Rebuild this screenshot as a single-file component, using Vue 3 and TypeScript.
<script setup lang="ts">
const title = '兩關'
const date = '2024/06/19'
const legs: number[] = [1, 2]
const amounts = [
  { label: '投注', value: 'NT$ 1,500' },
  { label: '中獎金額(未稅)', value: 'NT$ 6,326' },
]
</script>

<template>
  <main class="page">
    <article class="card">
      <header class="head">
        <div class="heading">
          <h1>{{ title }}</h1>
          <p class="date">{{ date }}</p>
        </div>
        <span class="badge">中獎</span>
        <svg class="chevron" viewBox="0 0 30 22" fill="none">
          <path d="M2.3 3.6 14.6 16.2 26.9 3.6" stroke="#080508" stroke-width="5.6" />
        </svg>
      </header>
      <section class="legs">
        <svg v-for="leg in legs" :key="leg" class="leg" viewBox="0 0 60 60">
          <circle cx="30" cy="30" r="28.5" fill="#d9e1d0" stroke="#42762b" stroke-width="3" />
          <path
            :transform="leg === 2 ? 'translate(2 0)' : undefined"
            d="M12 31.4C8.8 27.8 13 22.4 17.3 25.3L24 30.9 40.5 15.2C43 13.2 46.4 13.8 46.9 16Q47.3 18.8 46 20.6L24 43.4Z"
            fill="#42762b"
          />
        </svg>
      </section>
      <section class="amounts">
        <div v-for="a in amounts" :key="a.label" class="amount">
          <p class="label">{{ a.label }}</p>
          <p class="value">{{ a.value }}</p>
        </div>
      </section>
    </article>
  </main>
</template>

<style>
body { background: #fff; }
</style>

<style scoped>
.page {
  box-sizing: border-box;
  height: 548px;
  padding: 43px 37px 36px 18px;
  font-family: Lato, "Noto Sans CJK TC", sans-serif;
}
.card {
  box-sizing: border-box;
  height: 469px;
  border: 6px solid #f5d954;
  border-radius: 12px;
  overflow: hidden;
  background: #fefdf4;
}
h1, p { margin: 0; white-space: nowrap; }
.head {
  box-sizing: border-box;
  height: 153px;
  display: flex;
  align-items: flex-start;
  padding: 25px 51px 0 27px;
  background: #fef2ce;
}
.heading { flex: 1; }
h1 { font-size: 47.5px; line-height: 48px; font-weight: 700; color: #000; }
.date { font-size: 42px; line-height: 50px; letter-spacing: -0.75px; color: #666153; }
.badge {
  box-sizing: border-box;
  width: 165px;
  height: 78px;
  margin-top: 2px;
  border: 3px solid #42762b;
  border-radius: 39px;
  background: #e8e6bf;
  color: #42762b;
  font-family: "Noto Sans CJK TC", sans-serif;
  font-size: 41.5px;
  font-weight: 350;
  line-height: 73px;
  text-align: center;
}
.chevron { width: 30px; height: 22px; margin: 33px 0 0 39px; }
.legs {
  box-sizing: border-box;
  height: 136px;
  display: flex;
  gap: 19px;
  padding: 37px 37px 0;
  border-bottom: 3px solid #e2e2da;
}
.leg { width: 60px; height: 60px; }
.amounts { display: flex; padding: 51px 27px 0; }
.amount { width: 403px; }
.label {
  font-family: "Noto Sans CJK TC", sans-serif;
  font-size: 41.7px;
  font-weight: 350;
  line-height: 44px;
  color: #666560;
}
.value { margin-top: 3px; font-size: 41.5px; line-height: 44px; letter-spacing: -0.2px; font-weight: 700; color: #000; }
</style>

• **To do**:
Your task is to repeat every line exactly.

• **Solution for this exercise**:
Rebuild this screenshot as a single-file component, using Vue 3 and TypeScript.
<script setup lang="ts">
const title = '兩關'
const date = '2024/06/19'
const legs: number[] = [1, 2]
const amounts = [
  { label: '投注', value: 'NT$ 1,500' },
  { label: '中獎金額(未稅)', value: 'NT$ 6,326' },
]
</script>

<template>
  <main class="page">
    <article class="card">
      <header class="head">
        <div class="heading">
          <h1>{{ title }}</h1>
          <p class="date">{{ date }}</p>
        </div>
        <span class="badge">中獎</span>
        <svg class="chevron" viewBox="0 0 30 22" fill="none">
          <path d="M2.3 3.6 14.6 16.2 26.9 3.6" stroke="#080508" stroke-width="5.6" />
        </svg>
      </header>
      <section class="legs">
        <svg v-for="leg in legs" :key="leg" class="leg" viewBox="0 0 60 60">
          <circle cx="30" cy="30" r="28.5" fill="#d9e1d0" stroke="#42762b" stroke-width="3" />
          <path
            :transform="leg === 2 ? 'translate(2 0)' : undefined"
            d="M12 31.4C8.8 27.8 13 22.4 17.3 25.3L24 30.9 40.5 15.2C43 13.2 46.4 13.8 46.9 16Q47.3 18.8 46 20.6L24 43.4Z"
            fill="#42762b"
          />
        </svg>
      </section>
      <section class="amounts">
        <div v-for="a in amounts" :key="a.label" class="amount">
          <p class="label">{{ a.label }}</p>
          <p class="value">{{ a.value }}</p>
        </div>
      </section>
    </article>
  </main>
</template>

<style>
body { background: #fff; }
</style>

<style scoped>
.page {
  box-sizing: border-box;
  height: 548px;
  padding: 43px 37px 36px 18px;
  font-family: Lato, "Noto Sans CJK TC", sans-serif;
}
.card {
  box-sizing: border-box;
  height: 469px;
  border: 6px solid #f5d954;
  border-radius: 12px;
  overflow: hidden;
  background: #fefdf4;
}
h1, p { margin: 0; white-space: nowrap; }
.head {
  box-sizing: border-box;
  height: 153px;
  display: flex;
  align-items: flex-start;
  padding: 25px 51px 0 27px;
  background: #fef2ce;
}
.heading { flex: 1; }
h1 { font-size: 47.5px; line-height: 48px; font-weight: 700; color: #000; }
.date { font-size: 42px; line-height: 50px; letter-spacing: -0.75px; color: #666153; }
.badge {
  box-sizing: border-box;
  width: 165px;
  height: 78px;
  margin-top: 2px;
  border: 3px solid #42762b;
  border-radius: 39px;
  background: #e8e6bf;
  color: #42762b;
  font-family: "Noto Sans CJK TC", sans-serif;
  font-size: 41.5px;
  font-weight: 350;
  line-height: 73px;
  text-align: center;
}
.chevron { width: 30px; height: 22px; margin: 33px 0 0 39px; }
.legs {
  box-sizing: border-box;
  height: 136px;
  display: flex;
  gap: 19px;
  padding: 37px 37px 0;
  border-bottom: 3px solid #e2e2da;
}
.leg { width: 60px; height: 60px; }
.amounts { display: flex; padding: 51px 27px 0; }
.amount { width: 403px; }
.label {
  font-family: "Noto Sans CJK TC", sans-serif;
  font-size: 41.7px;
  font-weight: 350;
  line-height: 44px;
  color: #666560;
}
.value { margin-top: 3px; font-size: 41.5px; line-height: 44px; letter-spacing: -0.2px; font-weight: 700; color: #000; }
</style>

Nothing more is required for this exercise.